Figure 5. Absolute performance and IRR of source and target accounts (quote price transfer = 10 EUR).

The formula for absolute performance is: MVE - MVB + CFout - CFin, where MVE = Market Value at the End (of the reporting period), MVB = Market Value at the Beginning, CFout = cash flows out of the account, and CFin = cash flows into the account. The absolute performance of an account is the difference between the beginning and end value of that account, but corrected for the in- and outflows.

  1. If the quote price is set to the purchase price (10 EUR):

    • Absolute Performance

      • Source: MVE (7 x 15) - MVB (10 x 10) + CFout (3 x 10) - CFin (0) = 35 EUR.
      • Target: MVE (3 x 15) - MVB (0) + CFout (0) - CFin (3 x 10) = 15 EUR
    • IRR [Equation]

      • Source: (7 x 15 EUR) = (10 x 10 EUR) x (1+46%)^(365/365) - (3 x 10) x (1 + 46%)^(306/365)
      • Target: (7 x 15 EUR) = (0 x 10 EUR) x (1+62%)^(365/365) + (3 x 10) x (1 + 62%)^(306/365). The transfer is executed on March 1, 2023, with 306 remaining days until MVE.
  2. If the quote price is set to the historical price at the moment (12 EUR):

    • Parent account: (7 x 15) - (10 x 10) + (3 x 12) - 0 = 41 EUR.
    • Child account: (3 x 15) - 0 + 0 - (3 x 12) = 9 EUR.
  3. If the quote price is set to zero (which is actually not possible in PP; choose 0.1 for testing):

    • Parent account: (7 x 15) - (10 x 10) + (3 x 0) - 0 = 5 EUR.
    • Child account: (3 x 15) - 0 + 0 - (3 x 0) = 45 EUR.
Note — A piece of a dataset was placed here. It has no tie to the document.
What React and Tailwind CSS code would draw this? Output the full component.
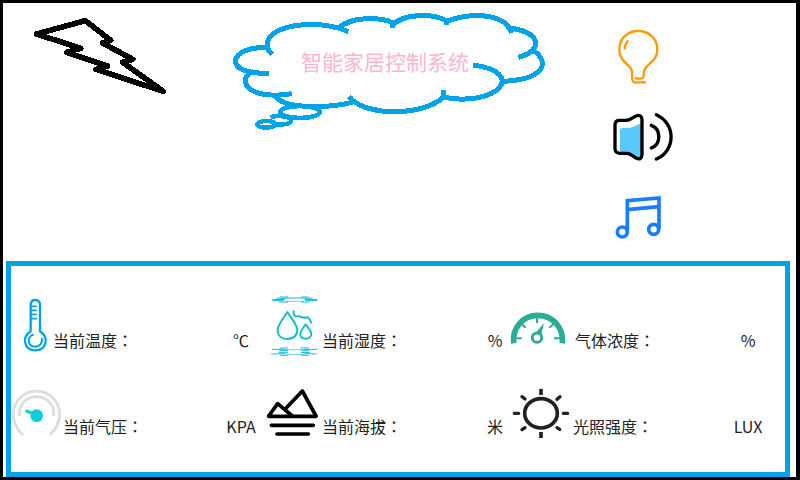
import React from "react";

function BoltIcon() {
  return (
    <svg className="h-[88px] w-[136px] shrink-0" viewBox="93 33 408 264" fill="none" stroke="#000" strokeWidth="17" strokeLinecap="round" strokeLinejoin="round" shapeRendering="crispEdges" aria-hidden="true">
      <path d="M110 102 L256 62 L332 121 L308 129 L398 178 L368 187 L490 274 L288 208 L322 198 L200 157 L242 145 Z" />
    </svg>
  );
}

function CloudOutline() {
  return (
    <svg className="absolute inset-0 h-full w-full" viewBox="33 33 948 360" fill="none" stroke="#00a2e8" strokeWidth="15" strokeLinecap="square" strokeLinejoin="round" shapeRendering="crispEdges" aria-hidden="true">
      <path d="M151 158 C138 144 138 124 152 109 C186 72 295 60 378 92" />
      <path d="M358 82 C392 50 480 50 517 68 L517 76" />
      <path d="M520 72 C556 40 640 40 678 62 L678 68" />
      <path d="M680 64 C750 38 848 38 872 92" />
      <path d="M874 85 C958 96 972 148 902 170" />
      <path d="M941 152 C992 188 972 238 850 244" />
      <path d="M766 196 C836 206 860 236 840 260 C812 296 730 304 674 292" />
      <path d="M671 276 L671 290 C618 346 448 352 392 296" />
      <path d="M392 296 L396 307 C330 324 200 328 168 292" />
      <path d="M208 282 C140 292 84 280 76 246 C75 232 84 222 94 218" />
      <path d="M140 220 C80 220 46 206 46 181 C50 158 90 141 136 143" />
      <ellipse cx="240" cy="336" rx="59" ry="18" strokeWidth="14" />
      <path d="M158 350 C176 346 214 350 214 362 C212 372 186 376 164 372" strokeWidth="13" />
      <ellipse cx="139" cy="373" rx="27" ry="10" strokeWidth="13" />
    </svg>
  );
}

function BulbIcon() {
  return (
    <svg className="size-16" viewBox="63 45 192 192" fill="none" stroke="#ff9900" strokeWidth="7" strokeLinecap="round" strokeLinejoin="round" aria-hidden="true">
      <path d="M165 217 C150 216 140 220 131 216 C122 210 128 196 126 184 C124 164 88 158 88 119 C88 84 114 63 145 63 C176 63 202 86 202 119 C202 156 166 162 162 184 C160 194 164 202 156 205 C150 207 142 205 137 205" />
      <path d="M113 94 C108 100 105 107 104 115" />
    </svg>
  );
}

function SpeakerIcon() {
  return (
    <svg className="size-16" viewBox="63 285 192 192" fill="none" stroke="#000" strokeWidth="10" strokeLinecap="round" strokeLinejoin="round" aria-hidden="true">
      <path d="M90 362 Q90 354 98 354 L122 353 Q134 350 153 340 L155 440 Q150 449 140 446 L118 430 L90 427 Z" fill="#5ac8fa" stroke="none" />
      <path d="M88 331 Q76 331 75 344 L75 418 Q77 430 90 430 L110 430 Q118 430 126 436 L138 444 Q155 452 156 434 L156 328 Q154 312 138 318 L124 326 Q117 331 108 331 Z" />
      <path d="M184 346 C214 358 214 402 184 414" />
      <path d="M199 314 C258 340 258 422 199 447" />
    </svg>
  );
}

function MusicIcon() {
  return (
    <svg className="size-16" viewBox="63 525 192 192" fill="none" stroke="#1a7dff" strokeWidth="11" aria-hidden="true">
      <path d="M112 666 L112 572 L207 564 L207 658 M112 599 L207 590" />
      <circle cx="97" cy="666" r="15" />
      <circle cx="191" cy="658" r="15" />
    </svg>
  );
}

function ThermometerIcon() {
  return (
    <svg className="h-[60px] w-[42px]" viewBox="33 138 126 180" fill="none" stroke="#00a2e8" strokeWidth="7" strokeLinecap="round" aria-hidden="true">
      <path d="M92 244 L92 164 Q93 150 106 150 Q119 150 120 164 L120 244 C148 262 140 301 106 301 C72 301 64 262 92 244 Z" />
      <path d="M94 169 L109 169 M94 181 L109 181 M94 193 L109 193 M94 206 L109 206" strokeWidth="5" />
      <path d="M99 254 C80 262 82 290 106 290 C121 289 127 279 126 266" strokeWidth="6" />
    </svg>
  );
}

function BarometerIcon() {
  return (
    <svg className="h-[60px] w-[52px]" viewBox="33 396 156 180" fill="none" stroke="#dedede" strokeWidth="9" aria-hidden="true">
      <path d="M69 555 C48 536 40 516 40 492 C41 452 72 423 109 423 C146 423 178 452 179 492 C179 516 170 536 149 555" />
      <path d="M58 498 C56 464 78 440 109 440 C140 440 164 464 161 498" />
      <circle cx="110" cy="497" r="19" fill="#0bced6" stroke="none" />
      <path d="M80 483 L104 493" stroke="#0bced6" strokeWidth="9" strokeLinecap="round" />
    </svg>
  );
}

function HumidityIcon() {
  return (
    <svg className="h-[60px] w-[61px]" viewBox="18 138 183 180" fill="none" stroke="#16bcd0" strokeWidth="6" strokeLinecap="round" strokeLinejoin="round" aria-hidden="true">
      <path d="M97 186 C86 204 68 224 68 240 C68 258 81 267 97 267 C114 267 127 257 127 240 C127 224 108 204 97 186 Z" />
      <path d="M152 223 C145 233 136 243 136 252 C136 261 143 266 152 266 C162 266 169 260 169 251 C169 242 159 233 152 223 Z" />
      <path d="M116 184 C115 196 119 200 127 199 C137 198 139 203 147 203 L158 202 C165 205 164 212 169 218" />
      <g strokeWidth="3">
        <path d="M76 141 L98 141 M140 141 L160 141 M66 144 L90 146 M150 146 L172 144 M90 144 L150 144 M52 148 L88 149 M150 149 L186 148 M54 152 L86 151 M152 151 L186 152 M72 156 L98 156 M140 156 L164 156" />
        <path d="M92 154 L146 154" strokeWidth="2" />
        <path d="M76 294 L98 294 M138 294 L160 294 M52 298 L90 298 M148 298 L186 298 M74 302 L98 302 M140 302 L162 302" />
        <path d="M92 299 L148 299" strokeWidth="2" />
        <path d="M72 307 L98 307 M138 307 L164 308 M50 312 L90 311 M150 311 L184 312 M76 316 L96 316 M140 316 L160 316" />
        <path d="M92 313 L148 313" strokeWidth="2" />
      </g>
    </svg>
  );
}

function AltitudeIcon() {
  return (
    <svg className="h-[60px] w-[61px]" viewBox="18 396 183 180" fill="none" stroke="#000" strokeWidth="11" strokeLinecap="round" strokeLinejoin="round" aria-hidden="true">
      <path d="M41 498 L68 461 L112 498 M90 478 L142 423 L183 498" />
      <path d="M41 499 L183 499 M49 526 L175 526 M66 552 L160 552" />
    </svg>
  );
}

function GaugeIcon() {
  return (
    <svg className="h-[60px] w-[70px]" viewBox="15 138 210 180" fill="none" stroke="#2bac94" strokeWidth="6" aria-hidden="true">
      <path d="M41 280 C36 232 70 196 113 196 C157 196 192 232 187 280" strokeWidth="17" />
      <path d="M46 265 L65 265 M62 219 L77 233 M111 200 L111 219 M164 219 L148 233 M162 265 L184 265" />
      <circle cx="111" cy="263" r="14" strokeWidth="9" />
      <path d="M132 219 L110 245 L124 253 Z" fill="#2bac94" stroke="none" />
    </svg>
  );
}

function SunIcon() {
  return (
    <svg className="h-[60px] w-[68px]" viewBox="15 396 204 180" fill="none" stroke="#1e2224" strokeWidth="11" aria-hidden="true">
      <ellipse cx="123" cy="490" rx="49" ry="44" />
      <path d="M123 417 L123 435 M123 546 L123 564" />
      <path d="M43 490 L56 490 M190 490 L203 490 M66 440 L75 447 M180 440 L171 448 M66 539 L75 533 M171 533 L179 538" strokeWidth="10" strokeLinecap="round" />
    </svg>
  );
}

const readings = [
  { label: "当前温度", unit: "℃", Icon: ThermometerIcon, unitBox: "w-10" },
  { label: "当前湿度", unit: "%", Icon: HumidityIcon, unitBox: "w-5" },
  { label: "气体浓度", unit: "%", Icon: GaugeIcon, unitBox: "w-10 mr-[17px]" },
  { label: "当前气压", unit: "KPA", Icon: BarometerIcon, unitBox: "w-10" },
  { label: "当前海拔", unit: "米", Icon: AltitudeIcon, unitBox: "w-5" },
  { label: "光照强度", unit: "LUX", Icon: SunIcon, unitBox: "w-10 mr-[17px]" },
];

const controls = [
  { name: "灯光", Icon: BulbIcon },
  { name: "声音", Icon: SpeakerIcon },
  { name: "音乐", Icon: MusicIcon },
];

export default function App() {
  return (
    <main lang="zh-CN" className="flex min-h-screen flex-col border-4 border-t-3 border-b-3 border-l-3 border-black bg-white font-['Noto_Sans_CJK_SC',sans-serif] text-[#222222]">
      <header className="flex flex-1 items-start justify-between pt-2 pr-[121px] pb-3 pl-7">
        <BoltIcon />
        <div className="relative flex h-[120px] w-[316px] shrink-0 justify-center pt-[35px] pr-2">
          <CloudOutline />
          <h1 className="relative text-[21px] leading-[30px] font-normal whitespace-nowrap text-[#ffb5cd]">智能家居控制系统</h1>
        </div>
        <div className="flex flex-col gap-4 pt-[14px]">
          {controls.map(({ name, Icon }) => (
            <button key={name} type="button" aria-label={name} className="cursor-pointer">
              <Icon />
            </button>
          ))}
        </div>
      </header>

      <section className="mr-[6px] ml-[3px] grid grid-cols-[250fr_244fr_280fr] gap-y-[26px] border-5 border-[#00a2e8] py-[30px]">
        {readings.map(({ label, unit, Icon, unitBox }) => (
          <div key={label} className="flex items-end text-base leading-6">
            <Icon />
            <span className="pb-1 whitespace-nowrap">
              {label}
              <span lang="zh-TW" className="font-['Noto_Sans_CJK_TC',sans-serif]">：</span>
            </span>
            <span className={`ml-auto flex justify-center pb-1 ${unitBox}`}>{unit}</span>
          </div>
        ))}
      </section>
    </main>
  );
}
As can be seen, the absolute performance varies a lot: from positive +41 EUR to 5 EUR for the source account. The bad performance is, of course, very understandable. Transferring 3 shares out of the source account for nothing will severely impact the performance.

The performance of the portfolio should be the sum of the account performances, which in all three cases is equal to 40 EUR. The MVE of the portfolio is (7 + 3) * 14 EUR = 140 EUR. The MVB = 10 * 10 EUR = 100 EUR. The absolute performance of the portfolio is thus indeed 40 EUR.